Hey team! I have run into a problem when importing my data. My sequencing data was sequenced at a sequencing facility on a Illumina NovaSeq. I renamed my fastq files from their given name of something like 'Pool1_X28947392_L1_1.fq' to 'forward.fastq.gz' and same for the reverse read. I also have my metadata.tsv file with the correct barcodes. Then when I ran the first command recommended in the import:
qiime tools import
--type MultiplexedPairedEndBarcodeInSequence
--input-path Pool_1
--output-path original_seqs.qza
I get an error reading:
'Missing one or more files for MultiplexedPairedEndBarcodesInSequenceDirFmt: 'forward.fastq.gz''
Is this error likely due to the formatting of the fastq file? It was originally a .fq file so I am not sure if this changes it. I was trying to figure out why others are getting this error as well and it keeps coming back to making sure the format is correct.

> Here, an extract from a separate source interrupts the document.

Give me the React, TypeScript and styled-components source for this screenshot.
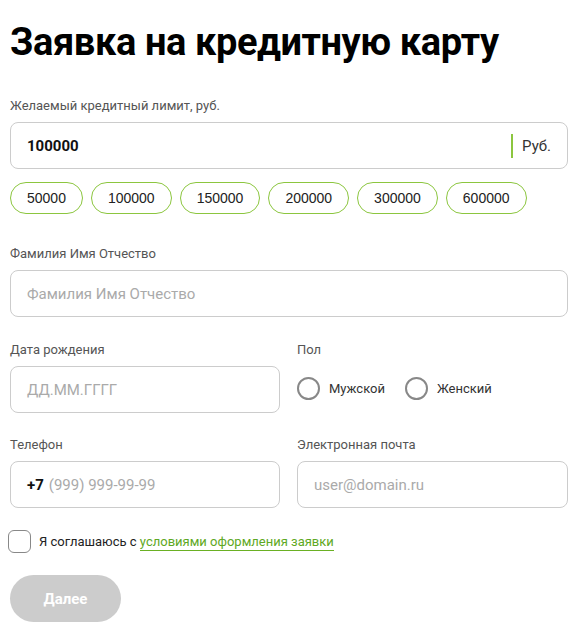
import React from "react";
import styled, { createGlobalStyle } from "styled-components";

const GlobalStyle = createGlobalStyle`
  body {
    margin: 0;
    background: #fff;
    font-family: Roboto, "Noto Sans", sans-serif;
    color: #222;
  }
`;

const Page = styled.div`
  padding: 20px 9px 16px 10px;
  display: flex;
  flex-direction: column;
`;

const Title = styled.h1`
  margin: 0 0 34px;
  font-size: 38px;
  line-height: 44px;
  font-weight: 700;
  color: #000;
  letter-spacing: -0.4px;
`;

const Field = styled.div<{ gap?: number }>`
  display: flex;
  flex-direction: column;
  margin-bottom: ${(p) => p.gap ?? 0}px;
`;

const Label = styled.label`
  font-size: 13px;
  line-height: 16px;
  color: #555;
  margin-bottom: 8px;
`;

const InputBox = styled.div`
  height: 47px;
  box-sizing: border-box;
  border: 1px solid #ccc;
  border-radius: 8px;
  display: flex;
  align-items: center;
  padding: 0 16px;
  font-size: 15px;
  color: #aaa;
`;

const Value = styled.span`
  font-weight: 700;
  color: #111;
  flex: 1;
`;

const Unit = styled.span`
  border-left: 2px solid #8cc63f;
  padding-left: 9px;
  line-height: 24px;
  color: #333;
`;

const Chips = styled.div`
  display: flex;
  gap: 8px;
  margin-top: 13px;
`;

const Chip = styled.button`
  height: 32px;
  padding: 0 16px;
  border: 1px solid #8cc63f;
  border-radius: 16px;
  background: #fff;
  font-family: "Liberation Sans", Arial, sans-serif;
  font-size: 14px;
  color: #222;
`;

const Row = styled.div`
  display: grid;
  grid-template-columns: 270px 1fr;
  column-gap: 17px;
  margin-bottom: 24px;
`;

const Prefix = styled.span`
  color: #111;
  font-weight: 700;
  margin-right: 5px;
`;

const Radios = styled.div`
  display: flex;
  align-items: center;
  height: 45px;
  gap: 20px;
`;

const RadioItem = styled.label`
  display: flex;
  align-items: center;
  gap: 9px;
  font-size: 13px;
  color: #333;
`;

const Circle = styled.span`
  width: 23px;
  height: 23px;
  box-sizing: border-box;
  border: 2px solid #888;
  border-radius: 50%;
`;

const Agree = styled.div`
  display: flex;
  align-items: center;
  gap: 8px;
  margin: -2px 0 22px -2px;
  font-size: 13px;
  color: #222;
`;

const Box = styled.span`
  width: 23px;
  height: 23px;
  box-sizing: border-box;
  border: 1px solid #888;
  border-radius: 6px;
`;

const Link = styled.a`
  color: #5ea823;
  border-bottom: 1px solid #6ab023;
  text-decoration: none;
  padding-bottom: 1px;
`;

const Submit = styled.button`
  width: 111px;
  height: 47px;
  border: none;
  border-radius: 24px;
  background: #ccc;
  color: #fff;
  font-family: Roboto, sans-serif;
  font-weight: 700;
  font-size: 15px;
`;

const amounts = ["50000", "100000", "150000", "200000", "300000", "600000"];

export default function App() {
  return (
    <>
      <GlobalStyle />
      <Page>
        <Title>Заявка на кредитную карту</Title>
        <Field gap={32}>
          <Label>Желаемый кредитный лимит, руб.</Label>
          <InputBox>
            <Value>100000</Value>
            <Unit>Руб.</Unit>
          </InputBox>
          <Chips>
            {amounts.map((a) => (
              <Chip key={a}>{a}</Chip>
            ))}
          </Chips>
        </Field>
        <Field gap={25}>
          <Label>Фамилия Имя Отчество</Label>
          <InputBox>Фамилия Имя Отчество</InputBox>
        </Field>
        <Row>
          <Field>
            <Label>Дата рождения</Label>
            <InputBox>ДД.ММ.ГГГГ</InputBox>
          </Field>
          <Field>
            <Label>Пол</Label>
            <Radios>
              <RadioItem>
                <Circle />
                Мужской
              </RadioItem>
              <RadioItem>
                <Circle />
                Женский
              </RadioItem>
            </Radios>
          </Field>
        </Row>
        <Row>
          <Field>
            <Label>Телефон</Label>
            <InputBox>
              <Prefix>+7</Prefix>(999) 999-99-99
            </InputBox>
          </Field>
          <Field>
            <Label>Электронная почта</Label>
            <InputBox>user@domain.ru</InputBox>
          </Field>
        </Row>
        <Agree>
          <Box />
          <span>
            Я соглашаюсь с <Link>условиями оформления заявки</Link>
          </span>
        </Agree>
        <div>
          <Submit>Далее</Submit>
        </div>
      </Page>
    </>
  );
}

I have checked the format:
The file looks something like this:
@A01415:38:H2FM3DRXY:1:2101:2483:1031 1:N:0:CTATGCCT+AAGAGGCA
ANTGATACGGCGACCACCGAGATCTACACGCTTGATATCGTCTTTATGGTAATTGTGTGTCAGCAGCCGCGGTAATACGGGGGGGACAAGTGTTATTCGGAATGACTGGGCGTAAAGAGTCTGTAGGCGGTTTTTTAAGTTGAATGCTAAAACTTGGATCTCAATTCCAAGAAGATGTTCAAAACTGATTAACTAGAGATTGAGAGGGGACAGTAGAATTTCTAATGGAGAGATAAAATTCATAGATATT
+
F#FFFFFFFFFFFFFF:FFFFFFFFFFFFFF:FFFF:FFFFFFFFF::FF,FF,FFFFFFFFFFFFFFFFFFFF:FFFFFFFFFFFFFFFFFFFFFFFFFF:FFF:,FFFFFFFFFFFFFFFFFFFFF,FFFFFFFFFFFFFFFFFFFFFFFFFFFFFFFFFF:FF:FFFFFFFFFFFFF:FFF,FFFFF:FF:FF,::FFFFFFF:FF:FFFFFFFFFFFFF:F:,FFFFFFFFFFFFFFFFFFFFFFF
@A01415:38:H2FM3DRXY:1:2101:9263:1031 1:N:0:CTATGCCT+AAGAGGCA
ANTGATACGGCGACCACCGAGATCTACACGCTGACTCAACCAGTTATGGTAATTGTGTGCCAGCAGCCGCGGTAAAACCAGCACCTCAAGTGGTCAGGATGATTATTGGGCCTAAAGCATCCGTAGCCGGCTCTGTAAGTTTTCGGTTAAATCTGTACGCTCAACGTACAGGCTGCCGGGAATACTGCAAAGCTAGGGAGTGGGAGAAGTAGACGGTACTCGGTAGGAAGTGGTAAAATGCTTTGATCTA
+
:#FFFFFFFFFFFFFFFFFFFFFFFFFFFFFFFFFFFFFFFFFFFF:FFFFFFFFFFFFFFFFFFFFFFFFFFFFFFFFFFFFFFFFFFFFFFFFFFFF,FFF:::FFFF:FFFFFFF:FFFFFF,FFFFFFFFFFFFFFFFFFF:FFF,FFFF:FFFFFFF:,FFFFF,FFFFFF:FFFF:FFFFF:FFFF:FF,FFFF,FFFFF,FFFFFFFFFFF:FFFF,FFF,FFFFFF,FF,FFF:FFF:FFFF
There are 45ish samples in each Pool. So Pool 1 should have 45 different barcoded samples in it. The primer and the barcode is still in the sequence
For example the sequence in the first one is:
adaptor: ANTGATACGGCGACCACCGAGATCTACACGCT barcode: TGATATCGTCTT primer pad: TATGGTAATT primer linker: GT forward primer: GTGTCAGCAGCCGCGGTAA
sequence wanted: TACGGGGGGGACAAGTGTTATTCGGAATGACTGGGCGTAAAGAGTCTGTAGGCGGTTTTTTAAGTTGAATGCTAAAACTTGGATCTCAATTCCAAGAAGATGTTCAAAACTGATTAACTAGAGATTGAGAGGGGACAGTAGAATTTCTAATGGAGAGATAAAATTCATAGATATT
My primers are:
5′ Illumina adapter: AATGATACGGCGACCACCGAGATCTACACGCT
Golay barcode: XXXXXXXXXXXX
Forward primer pad: TATGGTAATT
Forward primer linker: GT
Forward primer (515F): GTGYCAGCMGCCGCGGTAA
Reverse complement of 3′ Illumina adapter: CAAGCAGAAGACGGCATACGAGAT
Reverse primer pad: AGTCAGCCAG
Reverse primer linker: CC
Reverse primer (806R): GGACTACNVGGGTWTCTAAT
I used the earth microbiome protocol but the sequencing center did not provide a barcode file and the barcodes are still in my fastq file so I need to import it differently from the EMP protocol on Qiime2. Any information or advice would help! Thanks
Hannah